As pressões crescentes e as mudanças no ambiente de ensino têm afetado a paixão que os professores outrora sentiam pelo meio educativo. Em entrevista a ‘O Regional’, Fernanda Fernandes, professora do 1º ciclo da Escola dos Ribeiros, confessou: “Tenho 33 anos de serviço e há uns anos atrás, não era assoberbada com o “tu tens de fazer assim, tens de seguir este planeamento”. Eu tinha a minha liberdade na sala de aula, o que era uma coisa fantástica e trabalhava com prazer, mais do que hoje, sou sincera”.
São as “burocracias excessivas”, aquilo de que mais professores se manifestam negativamente. Rita Mendes, professora do 1º ciclo do Agrupamento de Escolas Oliveira Júnior, levantou a questão sobre “papéis que ninguém vai ler, relatórios que ninguém vai ler, grelhas que ninguém vai analisar” e de como isso pode levar a que “às vezes perdemos a oportunidade de direcionar as nossas forças para criar aulas divertidas e motivantes”. Sónia Pinho, professora do 1º ciclo do Agrupamento de Escolas João da Silva Correia concordou e afirmou: “Caímos num cansaço desnecessário, podíamos estar a trabalhar para os nossos alunos, mas trabalhamos para estas burocracias”.
Os professores lamentam que a profissão se tenha centrado mais no preenchimento de papéis do que na interação com os alunos. “Deixei de poder ser “a professora”, sou uma máquina de completar papelada, de dar notas, de apresentar evidências de que faço testes, etc.”, revelou Teresa Brandão, professora de Inglês da Escola Básica e Secundária Dr.
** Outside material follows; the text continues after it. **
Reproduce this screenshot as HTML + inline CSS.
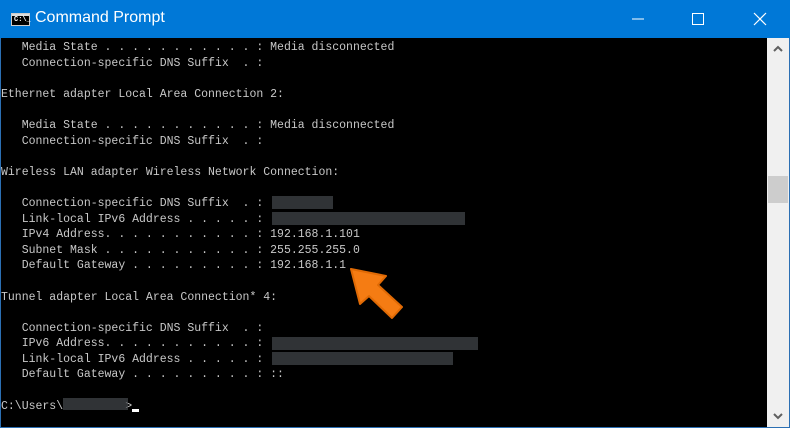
<!DOCTYPE html>
<html><head><style>
html,body{margin:0;padding:0;width:790px;height:428px;overflow:hidden;background:#000}
.title{position:absolute;left:0;top:0;width:790px;height:38px;background:#0078d7}
.tt{position:absolute;left:35px;top:9px;color:#fff;font:16px "Liberation Sans",sans-serif}
.ico{position:absolute;left:11px;top:13px;width:19px;height:13px;background:#000;border:1px solid #ccc;box-sizing:border-box}
.ico:before{content:"";position:absolute;left:0;top:0;right:0;height:2px;background:#ddd}
.ico span{position:absolute;left:2px;top:2px;font:bold 7px "Liberation Mono",monospace;color:#fff}
.border{position:absolute;left:0;top:38px;width:1px;height:390px;background:#2b6fb3}
.border2{position:absolute;left:0;top:427px;width:790px;height:1px;background:#2b6fb3}
.border3{position:absolute;left:789px;top:38px;width:1px;height:390px;background:#2b6fb3}
pre{position:absolute;left:1px;top:40px;margin:0;color:#c8c8c8;font:11.5px/15.6px "Liberation Mono",monospace;white-space:pre}
.sb{position:absolute;left:767px;top:38px;width:22px;height:389px;background:#f0f0f0}
.thumb{position:absolute;left:768px;top:176px;width:20px;height:27px;background:#cdcdcd}
.blur{position:absolute;background:#45484d;opacity:.7}
.cur{position:absolute;left:132px;top:409px;width:7px;height:3px;background:#fff}
</style></head><body>
<div class="title"><div class="ico"><span>C:\_</span></div><div class="tt">Command Prompt</div>
<svg style="position:absolute;left:600px;top:0" width="190" height="38">
<line x1="32" y1="19" x2="44" y2="19" stroke="#fff" stroke-width="1"/>
<rect x="92.5" y="13.5" width="11" height="11" fill="none" stroke="#fff" stroke-width="1"/>
<line x1="154" y1="13" x2="166" y2="25" stroke="#fff" stroke-width="1.2"/>
<line x1="166" y1="13" x2="154" y2="25" stroke="#fff" stroke-width="1.2"/>
</svg></div>
<div class="border"></div><div class="border3"></div>
<pre>   Media State . . . . . . . . . . . : Media disconnected
   Connection-specific DNS Suffix  . :

Ethernet adapter Local Area Connection 2:

   Media State . . . . . . . . . . . : Media disconnected
   Connection-specific DNS Suffix  . :

Wireless LAN adapter Wireless Network Connection:

   Connection-specific DNS Suffix  . :
   Link-local IPv6 Address . . . . . :
   IPv4 Address. . . . . . . . . . . : 192.168.1.101
   Subnet Mask . . . . . . . . . . . : 255.255.255.0
   Default Gateway . . . . . . . . . : 192.168.1.1

Tunnel adapter Local Area Connection* 4:

   Connection-specific DNS Suffix  . :
   IPv6 Address. . . . . . . . . . . :
   Link-local IPv6 Address . . . . . :
   Default Gateway . . . . . . . . . : ::

C:\Users\         &gt;</pre>
<div class="blur" style="left:272px;top:196px;width:61px;height:13px"></div>
<div class="blur" style="left:272px;top:212px;width:193px;height:13px"></div>
<div class="blur" style="left:272px;top:337px;width:206px;height:13px"></div>
<div class="blur" style="left:272px;top:352px;width:181px;height:13px"></div>
<div class="blur" style="left:63px;top:398px;width:65px;height:12px"></div>
<div class="cur"></div>
<svg style="position:absolute;left:0;top:0" width="790" height="428">
<polygon points="351,269 386,276 378,285 402,307 392,318 369,296 360,304" fill="#f57c13" stroke="#e06a05" stroke-width="2" stroke-linejoin="round"/>
</svg>
<div class="sb"></div><div class="thumb"></div>
<svg style="position:absolute;left:767px;top:38px" width="22" height="389">
<polyline points="7,13 11,9 15,13" fill="none" stroke="#606060" stroke-width="2"/>
<polyline points="7,376 11,380 15,376" fill="none" stroke="#606060" stroke-width="2"/>
</svg>
<div class="border2"></div>
</body></html>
Serafim Leite.
Mencionando, igualmente, um desafio adicional, envolvendo os pais, colegas professores e funcionários, em que destacou a dificuldade que alguns têm em compreender que as aulas podem ser conduzidas de maneira diferente da tradicional. “Sempre fiz meditação e trabalho com as cadeiras em U, estou nesta área de pedagogia sistémica e consigo chegar de outra forma aos alunos”, não apenas focando-me no conteúdo a ser lecionado, mas também nas necessidades individuais dos estudantes.
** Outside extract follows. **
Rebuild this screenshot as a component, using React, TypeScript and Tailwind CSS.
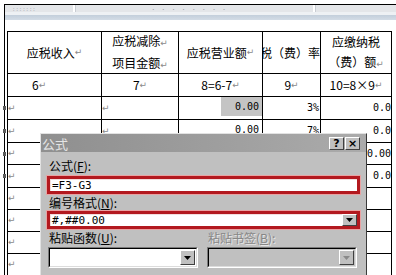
import React from "react";

const cjk = "font-['Noto_Sans_CJK_SC','Noto_Sans',sans-serif]";
const mono = "font-['DejaVu_Sans_Mono','Liberation_Mono',monospace]";

const Ret = () => <span className="text-[9px] text-[#8a8a8a] font-['DejaVu_Sans',sans-serif]">↵</span>;

const heights = [23, 23, 22, 23, 22, 22, 22, 22];

const col3 = ["0.00", "0.00", "", "", "", "", "", ""];
const col4 = ["3%", "7%", "", "", "", "", "", ""];
const col5 = ["0.0", "0.0", "0.00", "0.0", "", "", "", ""];

const Cell: React.FC<{ className?: string; children?: React.ReactNode; h: number }> = ({ className = "", children, h }) => (
  <div className={`border-r border-b border-black flex items-center overflow-hidden ${className}`} style={{ height: h }}>
    {children}
  </div>
);

const DropBtn: React.FC<{ disabled?: boolean }> = ({ disabled }) => (
  <div className="w-[15px] h-full bg-[#c0c0c0] border border-t-white border-l-white border-r-[#404040] border-b-[#404040] flex items-center justify-center">
    <svg width="7" height="4" viewBox="0 0 7 4">
      <path d="M0 0h7L3.5 4z" fill={disabled ? "#8a8a8a" : "#000"} />
    </svg>
  </div>
);

const RedFrame: React.FC<{ text: string; drop?: boolean }> = ({ text, drop }) => (
  <div className="mx-[5px] h-[20px] border border-[#e9a2a2] bg-[#b3191f] p-[3px]">
    <div className="h-full bg-white flex items-center shadow-[inset_1px_1px_0_#f3dede]">
      <span className={`${mono} text-[11px] text-black pl-[2px] flex-1 leading-none`}>{text}</span>
      {drop && <DropBtn />}
    </div>
  </div>
);

const Combo: React.FC<{ disabled?: boolean }> = ({ disabled }) => (
  <div className="w-[150px] h-[21px] border border-t-[#7a7a7a] border-l-[#7a7a7a] border-r-white border-b-white">
    <div className={`h-full border border-t-black border-l-black border-r-[#dcdcdc] border-b-[#dcdcdc] flex justify-end p-[1px] ${disabled ? "bg-[#c0c0c0]" : "bg-white"}`}>
      <DropBtn disabled={disabled} />
    </div>
  </div>
);

const App: React.FC = () => {
  return (
    <div className={`w-[396px] h-[275px] overflow-hidden relative bg-white ${cjk} text-black`}>
      <div className="h-[4px]" />
      <div className="flex">
        <div className="w-[4px]" />
        <div className="flex-1 border-l border-t border-black h-[280px]">
          {/* toolbar strip */}
          <div className="h-[7px] bg-[#e4e6e9] flex items-center">
            <span className="ml-[8px] text-[5px] tracking-[2px] text-[#9aa0a8]">:::::::</span>
            <div className="ml-[36px] w-[3px] h-full bg-white border-r border-[#c8ccd2]" />
            <span className="ml-[75px] text-[5px] tracking-[2px] text-[#9aa0a8]">· · · · · · · ·</span>
            <div className="ml-auto mr-[80px] w-[3px] h-full bg-white border-r border-[#c8ccd2]" />
          </div>
          <div className="h-[3px] bg-[#eef1f4]" />
          <div className="h-[5px] bg-linear-to-b from-[#c3cfdb] to-[#d3dce6]" />
          <div className="h-[11px]" />

          {/* table */}
          <div className="ml-[2px] w-[385px] border-l border-t border-black grid grid-cols-[94px_77px_84px_58px_71px] text-[12px]">
            <Cell h={42} className="justify-center leading-none">应税收入<Ret /></Cell>
            <Cell h={42} className="flex-col justify-center leading-[20px]">
              <div>应税减除<Ret /></div>
              <div>项目金额<Ret /></div>
            </Cell>
            <Cell h={42} className="justify-center leading-none">应税营业额<Ret /></Cell>
            <Cell h={42} className="justify-end whitespace-nowrap leading-none">应税（费）率</Cell>
            <Cell h={42} className="flex-col justify-center leading-[20px] whitespace-nowrap">
              <div>应缴纳税</div>
              <div>（费）额<Ret /></div>
            </Cell>

            <Cell h={23} className="pl-[24px] leading-none">6<Ret /></Cell>
            <Cell h={23} className="justify-center leading-none">7<Ret /></Cell>
            <Cell h={23} className="justify-center leading-none">8=6-7<Ret /></Cell>
            <Cell h={23} className="justify-center leading-none">9<Ret /></Cell>
            <Cell h={23} className="justify-center leading-none whitespace-nowrap">10=8×9<Ret /></Cell>

            {heights.map((h, i) => (
              <React.Fragment key={i}>
                <Cell h={h} className="relative overflow-visible leading-none">
                  {i < 4 && <span className="absolute left-[-5px] w-[3px] h-[4px] bg-[#5a5a5a]" />}
                  <Ret />
                </Cell>
                <Cell h={h} className="leading-none"><Ret /></Cell>
                <Cell h={h} className="justify-end items-start">
                  {col3[i] && (
                    <div className={`w-[41px] h-[19px] flex items-center justify-end pr-[3px] ${i === 0 ? "bg-[#c4c4c4]" : ""}`}>
                      <span className={`${mono} text-[10px] leading-none`}>{col3[i]}</span>
                    </div>
                  )}
                </Cell>
                <Cell h={h} className="justify-end pr-[1px]">
                  <span className={`${mono} text-[10px] leading-none`}>{col4[i]}</span>
                </Cell>
                <Cell h={h} className="justify-end">
                  <span className={`${mono} text-[10px] leading-none`}>{col5[i]}</span>
                </Cell>
              </React.Fragment>
            ))}
          </div>
        </div>
      </div>

      {/* formula dialog */}
      <div className="absolute left-[40px] top-[133px] w-[327px] h-[160px] bg-[#c0c0c0] border border-t-[#e2e2e2] border-l-[#e2e2e2] border-r-[#3a3a3a] border-b-[#3a3a3a]">
        <div className="h-[18px] bg-linear-to-r from-[#8f8f8f] to-[#ababab] flex items-center">
          <span className="pl-[1px] text-[13px] leading-none text-[#e4e4e4]">公式</span>
          <div className="ml-auto mr-[6px] flex gap-[1px]">
            <div className="w-[15px] h-[13px] bg-[#c0c0c0] border border-t-white border-l-white border-r-[#404040] border-b-[#404040] flex items-center justify-center text-[11px] font-bold leading-none font-['DejaVu_Sans',sans-serif]">?</div>
            <div className="w-[15px] h-[13px] bg-[#c0c0c0] border border-t-white border-l-white border-r-[#404040] border-b-[#404040] flex items-center justify-center text-[11px] font-bold leading-none font-['DejaVu_Sans',sans-serif]">×</div>
          </div>
        </div>
        <div className="pt-[7px] text-[12px]">
          <div className="pl-[8px] h-[14px] leading-[14px]">公式(<span className="underline">F</span>):</div>
          <div className="h-[2px]" />
          <RedFrame text="=F3-G3" />
          <div className="pl-[8px] h-[15px] leading-[15px]">编号格式(<span className="underline">N</span>):</div>
          <RedFrame text="#,##0.00" drop />
          <div className="flex h-[16px] leading-[16px]">
            <div className="pl-[8px] w-[167px]">粘贴函数(<span className="underline">U</span>):</div>
            <div className="text-[#878787] [text-shadow:1px_1px_0_#e6e6e6]">粘贴书签(<span className="underline">B</span>):</div>
          </div>
          <div className="flex pl-[7px] gap-[9px] mt-[1px]">
            <Combo />
            <Combo disabled />
          </div>
        </div>
      </div>
    </div>
  );
};

export default App;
A perda de autonomia por parte dos professores deixa-os num constante estado de “cansaço, exaustão e com a sensação de trabalho inútil”, segundo Raquel Varela. A inquietação com o estado atual do sistema educacional obriga os professores a “deixarem de ser contentores de sabedoria e conhecimento, para serem uma peça dentro de uma estrutura que duvida deles. Todo o ensino, da maneira como se encontra, é uma limitação à nossa prática”, agregou Teresa Brandão.
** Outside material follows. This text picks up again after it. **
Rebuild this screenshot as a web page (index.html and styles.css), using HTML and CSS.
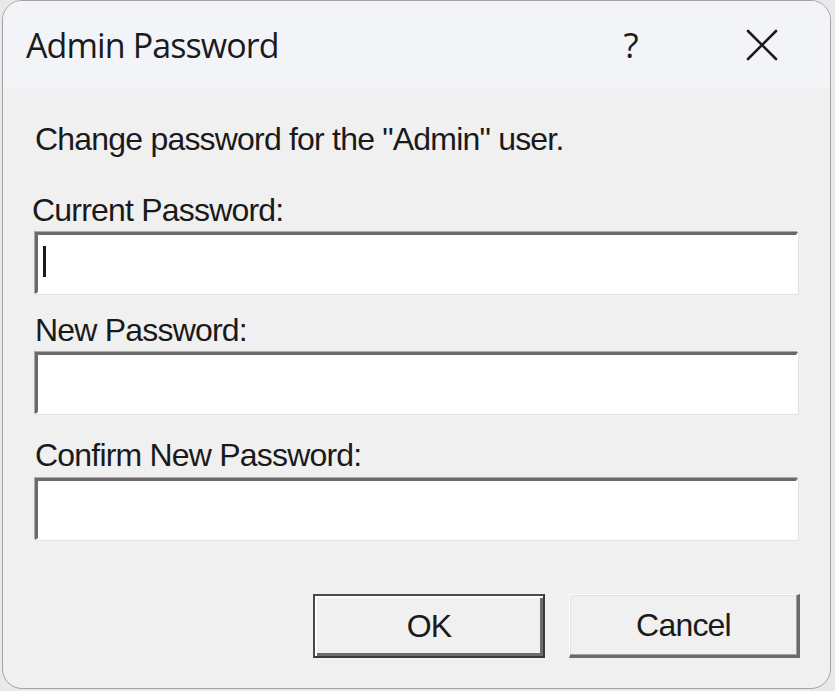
FILE: index.html
```html
<!DOCTYPE html>
<html lang="en">
<head>
<meta charset="utf-8">
<title>Admin Password</title>
<link rel="stylesheet" href="styles.css">
</head>
<body>
<div class="window">
  <div class="titlebar">
    <div class="title">Admin Password</div>
    <div class="help">?</div>
    <div class="close">
      <svg width="32" height="32" viewBox="0 0 32 32" aria-hidden="true">
        <path d="M2 2 L30 30 M30 2 L2 30" stroke="#1b1b1b" stroke-width="2.6" fill="none" stroke-linecap="round"/>
      </svg>
    </div>
  </div>
  <div class="content">
    <div class="intro">Change password for the "Admin" user.</div>
    <div class="label label-first">Current Password:</div>
    <div class="field"><span class="caret"></span></div>
    <div class="label label-second">New Password:</div>
    <div class="field field-second"></div>
    <div class="label label-third">Confirm New Password:</div>
    <div class="field field-third"></div>
    <div class="buttons">
      <div class="btn btn-default">OK</div>
      <div class="btn">Cancel</div>
    </div>
  </div>
</div>
</body>
</html>
```

FILE: styles.css
```css
html, body {
  margin: 0;
  padding: 0;
}

body {
  background: #e9e9e9;
  width: 835px;
  height: 691px;
  overflow: hidden;
}

.window {
  margin-left: 2px;
  width: 827px;
  height: 687px;
  border: 1px solid #a3a3a3;
  border-radius: 20px;
  background: #f0f0f0;
  overflow: hidden;
}

.titlebar {
  height: 87px;
  background: #f3f4f7;
  display: flex;
  align-items: center;
  font-family: "Open Sans", "Noto Sans", sans-serif;
  color: #1b1b1b;
}

.title {
  margin-left: 23px;
  font-size: 34px;
  letter-spacing: -0.9px;
  line-height: 40px;
  flex: 1;
}

.help {
  font-size: 35px;
  font-weight: 500;
  line-height: 40px;
  width: 30px;
  text-align: center;
  margin-right: 100px;
}

.close {
  width: 32px;
  height: 32px;
  margin-right: 52px;
  display: flex;
}

.content {
  padding: 35px 30px 0 32px;
  font-family: "Liberation Sans", Arial, sans-serif;
  font-size: 32px;
  letter-spacing: -0.8px;
  line-height: 32px;
  color: #1a1a1a;
}

.label-first {
  margin-top: 39px;
  margin-left: -3px;
}

.label-second {
  margin-top: 20px;
}

.label-third {
  margin-top: 25px;
}

.field {
  margin-top: 6px;
  width: 758px;
  height: 57px;
  background: #ffffff;
  border-style: solid;
  border-width: 3px 2px 2px 3px;
  border-color: #6b6b6b #fdfdfd #fdfdfd #6b6b6b;
  box-shadow: -1px -1px 0 #a9a9a9, 1px 1px 0 #e3e3e3;
  display: flex;
  align-items: center;
}

.field-third {
  margin-top: 7px;
}

.caret {
  display: block;
  width: 3px;
  height: 31px;
  margin-left: 5px;
  margin-top: -4px;
  background: #1a1a1a;
}

.buttons {
  margin-top: 54px;
  display: flex;
  justify-content: flex-end;
  gap: 24px;
}

.btn {
  width: 227px;
  height: 60px;
  box-sizing: content-box;
  border-style: solid;
  border-width: 1px 3px 3px 1px;
  border-color: #ffffff #6b6b6b #6b6b6b #ffffff;
  box-shadow: inset -1px -1px 0 #a0a0a0, inset 1px 1px 0 #e3e3e3;
  background: #f0f0f0;
  display: flex;
  align-items: center;
  justify-content: center;
}

.btn-default {
  width: 228px;
  height: 60px;
  border-width: 2px;
  border-color: #4a4a4a #3a3a3a #3a3a3a #4a4a4a;
  box-shadow: inset 2px 2px 0 #ffffff, inset -3px -3px 0 #6b6b6b;
}
```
No final da sessão, a professora e historiadora Raquel Varela enfatizou a necessidade dos professores recuperarem o controlo “em voltar a poder decidir como é que trabalham, para quem, qual o seu sentido do trabalho, a poder discuti-lo livremente, a ter acesso a uma carreira justa que não tenha afunilamentos injustos” e acrescenta que “sem isto, é absolutamente garantido que vamos continuar a assistir à degradação das escolas”, elogiando a quantidade de conhecimento, ideias e propostas geradas pelos próprios professores.
De acordo com esta nova realidade e uma filosofia partilhada pelos vários professores ouvidos, Cristina Marques, professora de Português da Escola Básica e Secundária Oliveira Júnior declarou que “a dignificação da figura e do trabalho do professor na escola e na sociedade” é fundamental para superar estes desafios, uma classe que, segundo a professora, “foi gradualmente beliscada, acinzentada, adulterada…”
De modo a criar um esforço na reformulação das escolas “há uma coisa que tem de ser feita para mudar o sofrimento no trabalho, o stress ou chamado burnout e isso é voltar a ouvir os professores sobre como devem funcionar as escolas”, concluiu a professora auxiliar da Universidade Nova de Lisboa, Raquel Varela.